À l'échelle mondiale, la plupart des établissements scolaires et médicaux ne dispensent pas une éducation sexuelle complète taillée à la mesure des besoins uniques des adolescents vivant avec le VIH. Par conséquent, de nombreux adolescents vivant avec le VIH sont entièrement livrés à eux-mêmes pour traiter de la sexualité et des relations avec les autres, ce qui leur donne un sentiment d'isolement et de crainte du sexe et de la sexualité, tandis que d'autres manquent d'informations et de connaissances en matière de santé sexuelle et reproductive et de rapports sexuels protégés.

« Il est nécessaire d'aborder simultanément la prévention et le traitement anti-VIH chez les adolescents, avec une approche holistique, en reconnaissant non seulement leurs besoins thérapeutiques et cliniques, mais aussi leurs besoins émotionnels, physiques et sexuels », explique Musah Lumumba, jeune homme vivant avec le VIH et membre d'Y+ en Ouganda.

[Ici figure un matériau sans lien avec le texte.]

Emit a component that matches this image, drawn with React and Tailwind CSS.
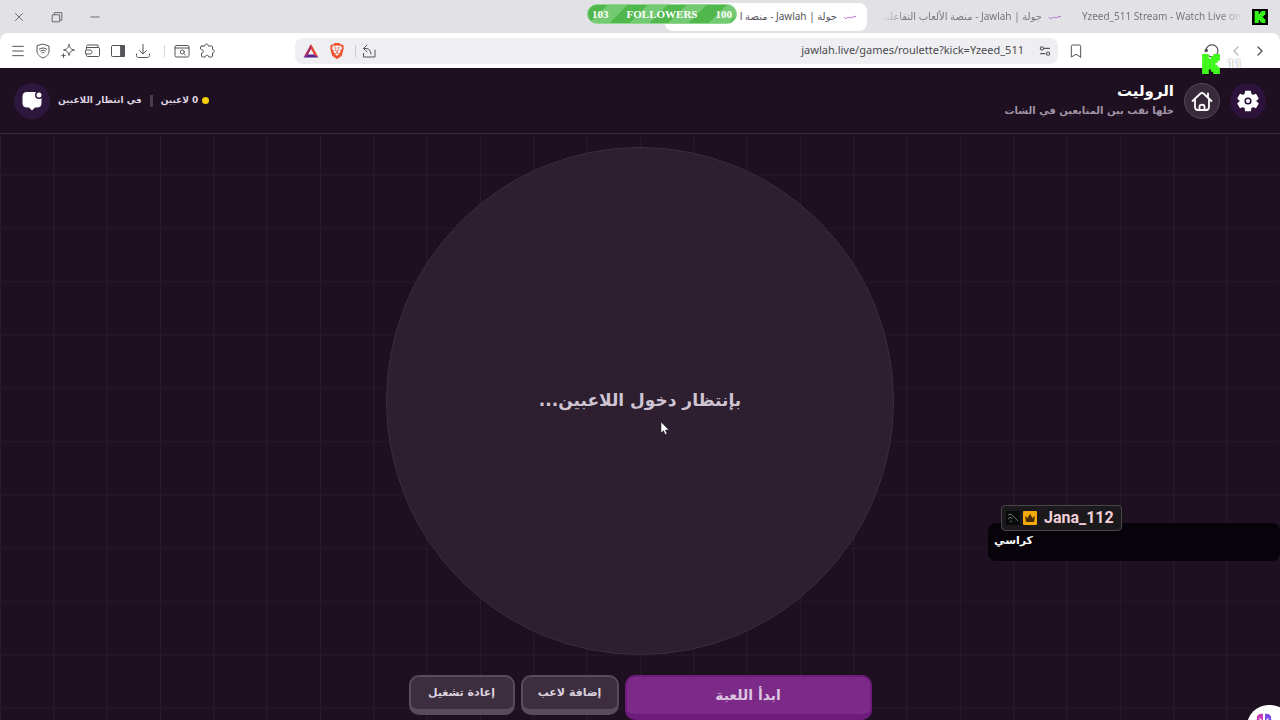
import React from 'react';
import { Menu, Bookmark, ChevronLeft, ChevronRight, X, Minus } from 'lucide-react';
import { SiKick, SiBrave } from 'react-icons/si';

const svgProps = {
  viewBox: '0 0 16 16',
  fill: 'none',
  stroke: 'currentColor',
  strokeWidth: 1,
  strokeLinecap: 'round',
  strokeLinejoin: 'round',
  className: 'w-4 h-4',
  'aria-hidden': true,
};

const ShieldIcon = () => (
  <svg {...svgProps}>
    <path d="M8 1.200 14 3v5c0 3.400-2.600 5.700-6 7-3.400-1.300-6-3.600-6-7V3z" />
    <path d="M4.300 6.200c2.200-1.700 5.200-1.700 7.400 0M5.500 8c1.500-1.100 3.500-1.100 5 0M6.800 9.700c.8-.5 1.600-.5 2.400 0" />
  </svg>
);

const SparkIcon = () => (
  <svg {...svgProps}>
    <path d="M9 1.500c.8 3.700 1.700 4.700 5.500 5.500-3.800.8-4.700 1.800-5.500 5.500C8.200 8.800 7.300 7.800 3.500 7 7.300 6.200 8.200 5.200 9 1.500z" />
    <path d="M3.500 10.800v3.600M1.700 12.600h3.600" />
  </svg>
);

const WalletIcon = () => (
  <svg {...svgProps}>
    <path d="M1.500 6V3.500C1.500 2.500 2.300 2 3 2h10v2.500M1.500 4.500h12c.6 0 1 .4 1 1v7c0 .6-.4 1-1 1h-11c-.6 0-1-.4-1-1v-1" />
    <path d="M1 7h4c2.700 0 2.700 4 0 4H1z" />
  </svg>
);

const PanelIcon = () => (
  <svg {...svgProps}>
    <rect x="1.500" y="2.500" width="13" height="11" rx="1" />
    <rect x="11" y="2.500" width="3.500" height="11" fill="currentColor" />
  </svg>
);

const DownloadIcon = () => (
  <svg {...svgProps}>
    <path d="M8 1.500v9M4.500 7.500 8 11l3.500-3.500M1.500 11v1.500c0 1.200.8 2 2 2h9c1.200 0 2-.8 2-2V11" />
  </svg>
);

const SearchTabIcon = () => (
  <svg {...svgProps}>
    <rect x="1" y="2.500" width="14" height="11.500" rx="1.500" />
    <path d="M1 5h14M9.800 10.600l1.500 1.500" />
    <circle cx="8.300" cy="9" r="2" />
  </svg>
);

const PuzzleIcon = () => (
  <svg {...svgProps}>
    <path d="M3 3h2.800c-.6-2.600 4-2.600 3.400 0H12.500c.6 0 1 .4 1 1v2.600c2.400-.2 2.400 3.600 0 3.400V13c0 .6-.4 1-1 1H9.700c.3-2.400-3.700-2.400-3.400 0H3.500c-.6 0-1-.4-1-1v-2.800C5 10 5 6.800 2.500 6.600L1.500 6V4c0-.6.600-1 1.500-1z" />
  </svg>
);

const ShareIcon = () => (
  <svg {...svgProps}>
    <path d="M6 2 2.500 5.500 6 9M2.500 5.500h2.500c3 0 5 2.500 5 5.500M2.500 10.500v3.500h11.500V7" />
  </svg>
);

const TuneIcon = () => (
  <svg {...svgProps} strokeWidth="1.300" className="w-3.5 h-3.5">
    <circle cx="4.500" cy="5" r="1.800" />
    <path d="M7.500 5H13M3 11h5" />
    <circle cx="11.500" cy="11" r="1.800" />
  </svg>
);

const ReloadIcon = () => (
  <svg {...svgProps} strokeWidth="1.200">
    <path d="M5 13a6 6 0 1 0-3-5.500" />
    <circle cx="2.200" cy="7.500" r="1.200" fill="currentColor" />
  </svg>
);

const BatIcon = () => (
  <svg viewBox="0 0 16 16" className="w-4 h-4" aria-hidden="true">
    <path d="M8 1 .5 14.500 5 11.500l3-5.500z" fill="#a3245f" />
    <path d="M8 1l7.500 13.500-4.500-3L8 6z" fill="#e8412f" />
    <path d="M.5 14.500h15l-4.500-3H5z" fill="#5b1e8c" />
  </svg>
);

const GearIcon = () => (
  <svg viewBox="0 0 24 24" className="w-6 h-6" aria-hidden="true">
    <path
      fill="#fff"
      stroke="#fff"
      strokeWidth="1.500"
      strokeLinejoin="round"
      d="M9.800 2.500h4.400l.6 3 2 1.100 2.900-1 2.200 3.800-2.300 2v1.200l2.300 2-2.200 3.800-2.900-1-2 1.100-.6 3H9.800l-.6-3-2-1.100-2.900 1-2.200-3.800 2.300-2v-1.200l-2.300-2 2.200-3.800 2.900 1 2-1.100z"
    />
    <circle cx="12" cy="12" r="2.800" fill="#fff" stroke="#2d123b" strokeWidth="1.600" />
  </svg>
);

const HomeIcon = () => (
  <svg viewBox="0 0 24 24" className="w-6 h-6" fill="none" stroke="#fff" strokeWidth="1.800" strokeLinecap="round" strokeLinejoin="round" aria-hidden="true">
    <path d="M2.500 12 10.500 4.500c1-.8 2-.8 3 0L21.500 12M18 8V4.500M5 10.500V18c0 2 1 3 3 3h8c2 0 3-1 3-3v-7.500" />
    <path d="M9.500 20.500V18c0-3 5-3 5 0v2.500" />
  </svg>
);

const ChatIcon = () => (
  <svg viewBox="0 0 24 24" className="w-6 h-6" aria-hidden="true">
    <path d="M7 3h10c3 0 4.500 1.500 4.500 4.500v6.500c0 3-1.500 4.500-4.500 4.500h-2L12 21.500 9 18.500H7C4 18.500 2.500 17 2.500 14V7.500C2.500 4.500 4 3 7 3z" fill="#fff" />
    <circle cx="19" cy="6" r="4" fill="#2d173d" />
    <circle cx="19" cy="6" r="2.500" fill="#fff" />
  </svg>
);

const tabTitle = 'جولة | Jawlah - منصة الألعاب التفاعلية';

const tools = [
  { label: 'الملحقات', icon: <PuzzleIcon /> },
  { label: 'بحث في علامات التبويب', icon: <SearchTabIcon /> },
  null,
  { label: 'التنزيلات', icon: <DownloadIcon /> },
  { label: 'الشريط الجانبي', icon: <PanelIcon /> },
  { label: 'المحفظة', icon: <WalletIcon /> },
  { label: 'المساعد', icon: <SparkIcon /> },
  { label: 'الحماية', icon: <ShieldIcon /> },
  { label: 'القائمة', icon: <Menu className="w-4 h-4" strokeWidth={1.5} /> },
];

function Favicon() {
  return (
    <svg viewBox="0 0 14 6" className="w-3.5 h-1.5 shrink-0" fill="none" stroke="#b56ad0" aria-hidden="true">
      <path d="M1 3c1 2 3 2 4 0 1 1 2 1 3 0 1 1 2 1 3-1l2 1" />
    </svg>
  );
}

function TabStrip() {
  return (
    <div className="h-[33px] flex items-center px-3 text-[10px] text-[#77767c] font-['Noto_Sans','DejaVu_Sans',sans-serif]">
      <div className="w-[186px] flex items-center gap-2 shrink-0" role="tab">
        <span className="w-4 h-4 bg-black flex items-center justify-center shrink-0">
          <SiKick className="w-3 h-3 text-[#35f516]" />
        </span>
        <span dir="ltr" className="w-[162px] overflow-hidden whitespace-nowrap mask-r-from-85%">Yzeed_511 Stream - Watch Live on Kick</span>
      </div>
      <div className="w-[215px] flex items-center gap-1.5 pr-5 shrink-0" role="tab">
        <Favicon />
        <span className="w-[160px] overflow-hidden whitespace-nowrap mask-l-from-85%">{tabTitle}</span>
      </div>
      <div className="w-[202px] h-7 flex items-center gap-1.5 px-2.5 shrink-0 rounded-lg bg-white text-[#55545a]" role="tab" aria-selected="true">
        <Favicon />
        <span className="w-[98px] overflow-hidden whitespace-nowrap">{tabTitle}</span>
      </div>
      <div className="flex-1" />
      <div className="flex items-center gap-6 text-[#5c5b60]">
        <button aria-label="تصغير"><Minus className="w-3.5 h-3.5" strokeWidth={1.5} /></button>
        <button aria-label="استعادة">
          <svg {...svgProps} className="w-3.5 h-3.5">
            <path d="M3 5.500h8v8H3zM5 5V3h8.500v8.500H11.500" />
          </svg>
        </button>
        <button aria-label="إغلاق"><X className="w-3.5 h-3.5" strokeWidth={1.5} /></button>
      </div>
    </div>
  );
}

function Toolbar() {
  return (
    <div className="h-[35px] flex items-center pr-3 pl-2.5 bg-white rounded-t-lg text-[#55545a]">
      <div className="flex items-center gap-2">
        <button aria-label="التالي"><ChevronRight className="w-4 h-4" strokeWidth={2} /></button>
        <button aria-label="السابق" className="text-[#b9b9bd]"><ChevronLeft className="w-4 h-4" strokeWidth={2} /></button>
        <button aria-label="تحديث"><ReloadIcon /></button>
      </div>
      <button aria-label="إشارة مرجعية" className="mr-30 shrink-0"><Bookmark className="w-4 h-4" strokeWidth={1.5} /></button>
      <div className="flex-1 min-w-0 mr-2.5 h-[26px] flex items-center gap-2.5 pr-1.5 pl-2 rounded-lg bg-[#efeff2]">
        <button aria-label="معلومات الموقع"><TuneIcon /></button>
        <input
          aria-label="العنوان"
          dir="ltr"
          readOnly
          value="jawlah.live/games/roulette?kick=Yzeed_511"
          className="flex-1 min-w-0 mr-1 bg-transparent text-right text-[11px] text-[#4c4b50] outline-none font-['Noto_Sans',sans-serif]"
        />
        <div className="flex items-center gap-[5px]">
          <button aria-label="مشاركة"><ShareIcon /></button>
          <span className="w-px h-3 bg-[#c9c9ce]" />
        </div>
        <button aria-label="Brave"><SiBrave className="w-4 h-4 text-[#f0512b]" /></button>
        <button aria-label="BAT"><BatIcon /></button>
      </div>
      <div className="mr-20 flex items-center gap-[9px]">
        {tools.map((tool, i) =>
          tool ? (
            <button key={tool.label} aria-label={tool.label}>{tool.icon}</button>
          ) : (
            <span key={i} className="w-px h-3 ml-1 bg-[#d5d5d9]" />
          )
        )}
      </div>
    </div>
  );
}

function GameHeader() {
  return (
    <header className="h-[66px] shrink-0 flex items-center justify-between px-3.5 border-b border-[#3a2a3d] bg-[#1f1021]">
      <div className="flex items-center gap-2.5">
        <button aria-label="الإعدادات" className="w-9 h-9 rounded-full bg-[#2d123b] flex items-center justify-center">
          <GearIcon />
        </button>
        <a href="#home" aria-label="الرئيسية" className="w-9 h-9 rounded-full border border-[#55465a] bg-[#382a3b] flex items-center justify-center">
          <HomeIcon />
        </a>
        <div>
          <h1 className="text-[15px] leading-5 font-bold text-white">الروليت</h1>
          <p className="text-[10px] leading-5 font-bold text-[#a195a5]">خلها تقب بين المتابعين في الشات</p>
        </div>
      </div>
      <div className="flex items-center gap-2 text-[9px] font-bold text-[#ddd3e0]">
        <span className="flex items-center gap-1">
          <span className="w-[7px] h-[7px] rounded-full bg-[#f5cf0b]" />
          0 لاعبين
        </span>
        <span className="w-[3px] h-3 bg-[#4a3b4e]" />
        <span>في انتظار اللاعبين</span>
        <button aria-label="المحادثة" className="w-9 h-9 rounded-full bg-[#2d173d] flex items-center justify-center">
          <ChatIcon />
        </button>
      </div>
    </header>
  );
}

function ChatMessage() {
  return (
    <div dir="ltr" className="absolute right-0 top-[505px] w-[292px]">
      <div className="relative z-10 w-fit ml-[13px] h-[26px] flex items-center gap-[3px] pl-1 pr-[7px] rounded border border-[#474747] bg-[#1b191b]">
        <svg viewBox="0 0 14 14" className="w-3.5 h-3.5" stroke="#63706b" fill="none" aria-hidden="true">
          <rect width="14" height="14" fill="#090b0b" stroke="none" />
          <path d="M2 4l3-1 3 3 4 4M2 8l3-2 1 2M4 11l2-1" />
        </svg>
        <svg viewBox="0 0 14 14" className="w-3.5 h-3.5" aria-hidden="true">
          <rect width="14" height="14" rx="1" fill="#f6a90a" />
          <path d="M2 5l2.500 2L7 3l2.500 4L12 5l-1 6H3z" fill="#4a2c05" />
        </svg>
        <span className="ml-1 text-[16px] font-bold text-[#f2cfda] font-['Roboto',sans-serif]">Jana_112</span>
      </div>
      <p className="-mt-2 h-[38px] px-1.5 pt-2 rounded-lg bg-[#08030a] text-[11px] leading-5 font-bold text-white">كراسي</p>
    </div>
  );
}

export default function App() {
  return (
    <div dir="rtl" className="relative h-screen overflow-hidden flex flex-col bg-[#e2e1e6] font-['DejaVu_Sans',sans-serif]">
      <TabStrip />
      <Toolbar />

      <div className="flex-1 min-h-0 flex flex-col bg-[#1f1021] bg-[linear-gradient(to_right,#2a1a2e_1px,transparent_1px),linear-gradient(to_bottom,#26162a_1px,transparent_1px)] bg-[size:calc(100vw/24)_calc(100vw/24)]">
        <GameHeader />
        <main className="flex-1 flex flex-col items-center pt-[13px]">
          <div className="w-[508px] max-w-full aspect-square shrink-0 rounded-full border border-[#3b2d3f] bg-[#2d1e30] flex items-center justify-center">
            <p className="text-[17px] font-bold text-[#cfc5d2]">بإنتظار دخول اللاعبين...</p>
          </div>
          <div className="mt-5 flex items-start gap-1.5">
            <button className="w-[247px] h-[45px] rounded-[10px] border-2 border-b-[6px] border-[#6d1c7c] bg-[#7c2a87] text-[14px] font-bold text-[#dcc3e0]">
              ابدأ اللعبة
            </button>
            <button className="w-[98px] h-10 rounded-[10px] border-2 border-b-[6px] border-[#5a4a5e] bg-[#3c2d3f] text-[11px] font-bold text-[#dcd3de]">
              إضافة لاعب
            </button>
            <button className="w-[106px] h-10 rounded-[10px] border-2 border-b-[6px] border-[#5a4a5e] bg-[#3c2d3f] text-[11px] font-bold text-[#dcd3de]">
              إعادة تشغيل
            </button>
          </div>
        </main>
      </div>

      {/* Stream overlays */}
      <div dir="ltr" className="absolute left-[587px] top-1 w-[150px] h-5 px-1 flex items-center justify-between rounded-full border border-[#8fd98e] bg-[repeating-linear-gradient(135deg,#4fb74c_0_14px,#74c973_14px_28px)] text-[11px] font-bold text-white font-['Liberation_Serif',serif]">
        <span>103</span>
        <span>FOLLOWERS</span>
        <span>100</span>
      </div>
      <div dir="ltr" className="absolute right-[38px] top-[54px] flex items-center gap-1.5">
        <SiKick className="w-5 h-5 text-[#41fb1c]" />
        <span className="text-[13px] leading-5 font-bold text-white font-['Roboto',sans-serif] text-shadow-[0_0_2px_#777]">11</span>
      </div>
      <ChatMessage />
      <button aria-label="المساعد الذكي" className="absolute -right-3 -bottom-7 w-[45px] h-[43px] rounded-full bg-white flex justify-end pl-2 pt-2">
        <svg viewBox="0 0 18 18" className="w-[18px] h-[18px]" aria-hidden="true">
          <path d="M8 1C4 0 1 3 2 6c-2 3-1 7 2 8 1 2 4 2 4 0z" fill="#c93bb4" />
          <path d="M10 1c4-1 7 2 6 5 2 3 1 7-2 8-1 2-4 2-4 0z" fill="#7a4be0" />
          <path d="M4 6h2v3M14 6h-2v3" stroke="#fff" fill="none" />
        </svg>
      </button>
      <svg viewBox="0 0 10 14" className="absolute left-[660px] top-[421px] w-2.5 h-3.5" aria-hidden="true">
        <path d="M1 1v11l2.500-2.300L5.200 13.500l1.800-.8-1.600-3.700H9z" fill="#fff" stroke="#1b1020" strokeWidth="0.500" />
      </svg>
    </div>
  );
}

Les attitudes stigmatisantes de la part des professionnels de santé vis-à-vis des adolescents actifs sexuellement persistent également. « En tant que jeunes femmes vivant avec le VIH, nous sommes souvent confrontées à des problèmes pour accéder aux services de santé sexuelle et reproductive et observer le traitement anti-VIH, en raison des mauvais traitements et de la stigmatisation de la part des professionnels de santé », raconte Consolata Opiyo, de la Communauté internationale des femmes vivant avec le VIH/sida.

Appel à l'action

Après deux jours de débats intenses, les participants ont identifié les principales priorités pour faire avancer l'agenda, notamment la mise en place d'un réseau pour l'élaboration d'un agenda pour l'accès aux médicaments pour les adolescents, exigeant de meilleurs services de traitement à l'échelle nationale, avec une orientation particulière sur les directives nationales en matière de traitement antirétroviral et les propositions du Fonds mondial de lutte contre le sida, la tuberculose et le paludisme, mettant en œuvre un agenda scientifique pour combler les lacunes actuelles dans la recherche concernant les adolescents vivant avec le VIH et développant un mécanisme d'appui à l'intensification des programmes concernant les adolescents vivant avec le VIH qui fonctionnent.

« Nous sommes à un tournant dans la riposte au sida », a déclaré Linda-Gail Bekker, Professeur en médecine et Directrice adjointe du Desmond Tutu HIV Centre. « Nous disposons aujourd'hui d'une masse critique d'organisations qui travaillent ensemble pour faire avancer l'agenda sur le traitement et les soins pour les adolescents ! ».

Le compte-rendu final de la réunion sera disponible à la veille de l'Assemblée mondiale de la Santé en mai 2014.